*THE REQUEST*
Return each line of the data below exactly, omitting any pictures.

-- DATASET EXTRACT start --

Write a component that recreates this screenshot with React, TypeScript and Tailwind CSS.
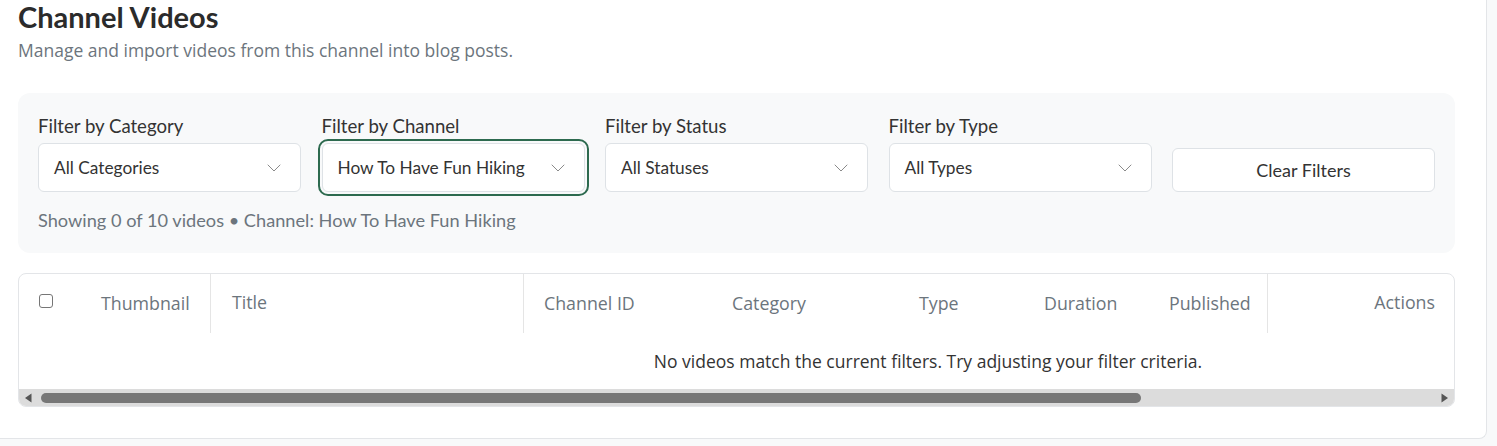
import { ChevronDown } from "lucide-react";

const filters = [
  { label: "Filter by Category", value: "All Categories" },
  { label: "Filter by Channel", value: "How To Have Fun Hiking", focused: true },
  { label: "Filter by Status", value: "All Statuses" },
  { label: "Filter by Type", value: "All Types" },
];

const lato = "font-['Lato','Open_Sans',sans-serif]";
const openSans = "font-['Open_Sans','Lato',sans-serif]";

function Select({ value, focused }: { value: string; focused?: boolean }) {
  return (
    <div
      className={`flex h-[49px] items-center justify-between rounded-md border border-[#dee2e6] bg-white pl-[15px] pr-[14px] text-[17.3px] text-[#333] ${
        focused ? "outline-2 outline-offset-2 outline-[#2d6a4f]" : ""
      }`}
    >
      <span>{value}</span>
      <ChevronDown className="h-6 w-6 text-[#8a8a8a]" strokeWidth={1} aria-hidden="true" />
    </div>
  );
}

export default function App() {
  return (
    <div className="h-[446px] w-[1497px] overflow-hidden bg-[#f8f9fa]">
      <div className="h-[439px] w-[1487px] rounded-br-lg border-r border-b border-[#e3e5e8] bg-white pt-[2px] pl-[18px] pr-[31px]">
        {/* Header */}
        <h1 className={`${lato} text-[29px] leading-[30px] font-bold text-[#2b2b2b]`}>
          Channel Videos
        </h1>
        <p className={`${openSans} mt-[5px] text-[17.5px] leading-[26px] text-[#6c757d]`}>
          Manage and import videos from this channel into blog posts.
        </p>

        {/* Filters */}
        <div className={`${lato} mt-[30px] rounded-xl bg-[#f8f9fa] px-5 pt-[21px] pb-[21px]`}>
          <div className="grid grid-cols-5 items-end gap-x-[20.5px]">
            {filters.map((f) => (
              <div key={f.label}>
                <label className="mb-[5px] block text-[18.6px] leading-[24px] text-[#333]">{f.label}</label>
                <Select value={f.value} focused={f.focused} />
              </div>
            ))}
            <button className="h-[44px] rounded-md border border-[#dee2e6] bg-white text-[18px] text-[#333]">
              Clear Filters
            </button>
          </div>
          <p className="mt-[16px] text-[18.2px] leading-6 text-[#6c757d]">
            Showing 0 of 10 videos • Channel: How To Have Fun Hiking
          </p>
        </div>

        {/* Table */}
        <div className={`${openSans} mt-5 overflow-hidden rounded-lg border border-[#e3e5e8]`}>
          <div className="w-[1818px]">
            <div className="flex h-[59px] items-center text-[17.8px] text-[#6c757d]">
              <div className="flex w-[62px] items-center pl-[20px]">
                <span className="-mt-[6px] block h-[14px] w-[14px] rounded-[3px] border border-[#767676] bg-white" />
              </div>
              <div className="w-[129px] pl-5">Thumbnail</div>
              <div className="h-full w-[313px] border-l border-[#e5e5e5] pl-[21px] leading-[57px]">Title</div>
              <div className="h-full w-[188px] border-l border-[#e5e5e5] pl-[20px] leading-[59px]">Channel ID</div>
              <div className="w-[187px] pl-[21px]">Category</div>
              <div className="w-[125px] pl-[21px]">Type</div>
              <div className="w-[125px] pl-[21px]">Duration</div>
              <div className="w-[119px] pl-[21px]">Published</div>
              <div className="h-full w-[188px] border-l border-[#e5e5e5] pr-[20px] text-right leading-[57px]">Actions</div>
              <div className="flex-1" />
            </div>
            <div className="flex h-[56px] items-center justify-center text-[17.5px] text-[#333]">
              No videos match the current filters. Try adjusting your filter criteria.
            </div>
          </div>
          {/* scrollbar */}
          <div className="flex h-[17px] items-center bg-[#dcdcdc] px-[5px]">
            <svg width="8" height="10" viewBox="0 0 8 10" aria-hidden="true">
              <path d="M7.5 0.5 L1 5 L7.5 9.5 Z" fill="#555" />
            </svg>
            <div className="ml-[9px] h-[10px] w-[1100px] rounded-full bg-[#777]" />
            <div className="flex-1" />
            <svg width="8" height="10" viewBox="0 0 8 10" aria-hidden="true">
              <path d="M0.5 0.5 L7 5 L0.5 9.5 Z" fill="#555" />
            </svg>
          </div>
        </div>
      </div>
    </div>
  );
}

-- DATASET EXTRACT end --

*ANSWER TO THIS PROBLEM*
Write a component that recreates this screenshot with React, TypeScript and Tailwind CSS.
import { ChevronDown } from "lucide-react";

const filters = [
  { label: "Filter by Category", value: "All Categories" },
  { label: "Filter by Channel", value: "How To Have Fun Hiking", focused: true },
  { label: "Filter by Status", value: "All Statuses" },
  { label: "Filter by Type", value: "All Types" },
];

const lato = "font-['Lato','Open_Sans',sans-serif]";
const openSans = "font-['Open_Sans','Lato',sans-serif]";

function Select({ value, focused }: { value: string; focused?: boolean }) {
  return (
    <div
      className={`flex h-[49px] items-center justify-between rounded-md border border-[#dee2e6] bg-white pl-[15px] pr-[14px] text-[17.3px] text-[#333] ${
        focused ? "outline-2 outline-offset-2 outline-[#2d6a4f]" : ""
      }`}
    >
      <span>{value}</span>
      <ChevronDown className="h-6 w-6 text-[#8a8a8a]" strokeWidth={1} aria-hidden="true" />
    </div>
  );
}

export default function App() {
  return (
    <div className="h-[446px] w-[1497px] overflow-hidden bg-[#f8f9fa]">
      <div className="h-[439px] w-[1487px] rounded-br-lg border-r border-b border-[#e3e5e8] bg-white pt-[2px] pl-[18px] pr-[31px]">
        {/* Header */}
        <h1 className={`${lato} text-[29px] leading-[30px] font-bold text-[#2b2b2b]`}>
          Channel Videos
        </h1>
        <p className={`${openSans} mt-[5px] text-[17.5px] leading-[26px] text-[#6c757d]`}>
          Manage and import videos from this channel into blog posts.
        </p>

        {/* Filters */}
        <div className={`${lato} mt-[30px] rounded-xl bg-[#f8f9fa] px-5 pt-[21px] pb-[21px]`}>
          <div className="grid grid-cols-5 items-end gap-x-[20.5px]">
            {filters.map((f) => (
              <div key={f.label}>
                <label className="mb-[5px] block text-[18.6px] leading-[24px] text-[#333]">{f.label}</label>
                <Select value={f.value} focused={f.focused} />
              </div>
            ))}
            <button className="h-[44px] rounded-md border border-[#dee2e6] bg-white text-[18px] text-[#333]">
              Clear Filters
            </button>
          </div>
          <p className="mt-[16px] text-[18.2px] leading-6 text-[#6c757d]">
            Showing 0 of 10 videos • Channel: How To Have Fun Hiking
          </p>
        </div>

        {/* Table */}
        <div className={`${openSans} mt-5 overflow-hidden rounded-lg border border-[#e3e5e8]`}>
          <div className="w-[1818px]">
            <div className="flex h-[59px] items-center text-[17.8px] text-[#6c757d]">
              <div className="flex w-[62px] items-center pl-[20px]">
                <span className="-mt-[6px] block h-[14px] w-[14px] rounded-[3px] border border-[#767676] bg-white" />
              </div>
              <div className="w-[129px] pl-5">Thumbnail</div>
              <div className="h-full w-[313px] border-l border-[#e5e5e5] pl-[21px] leading-[57px]">Title</div>
              <div className="h-full w-[188px] border-l border-[#e5e5e5] pl-[20px] leading-[59px]">Channel ID</div>
              <div className="w-[187px] pl-[21px]">Category</div>
              <div className="w-[125px] pl-[21px]">Type</div>
              <div className="w-[125px] pl-[21px]">Duration</div>
              <div className="w-[119px] pl-[21px]">Published</div>
              <div className="h-full w-[188px] border-l border-[#e5e5e5] pr-[20px] text-right leading-[57px]">Actions</div>
              <div className="flex-1" />
            </div>
            <div className="flex h-[56px] items-center justify-center text-[17.5px] text-[#333]">
              No videos match the current filters. Try adjusting your filter criteria.
            </div>
          </div>
          {/* scrollbar */}
          <div className="flex h-[17px] items-center bg-[#dcdcdc] px-[5px]">
            <svg width="8" height="10" viewBox="0 0 8 10" aria-hidden="true">
              <path d="M7.5 0.5 L1 5 L7.5 9.5 Z" fill="#555" />
            </svg>
            <div className="ml-[9px] h-[10px] w-[1100px] rounded-full bg-[#777]" />
            <div className="flex-1" />
            <svg width="8" height="10" viewBox="0 0 8 10" aria-hidden="true">
              <path d="M0.5 0.5 L7 5 L0.5 9.5 Z" fill="#555" />
            </svg>
          </div>
        </div>
      </div>
    </div>
  );
}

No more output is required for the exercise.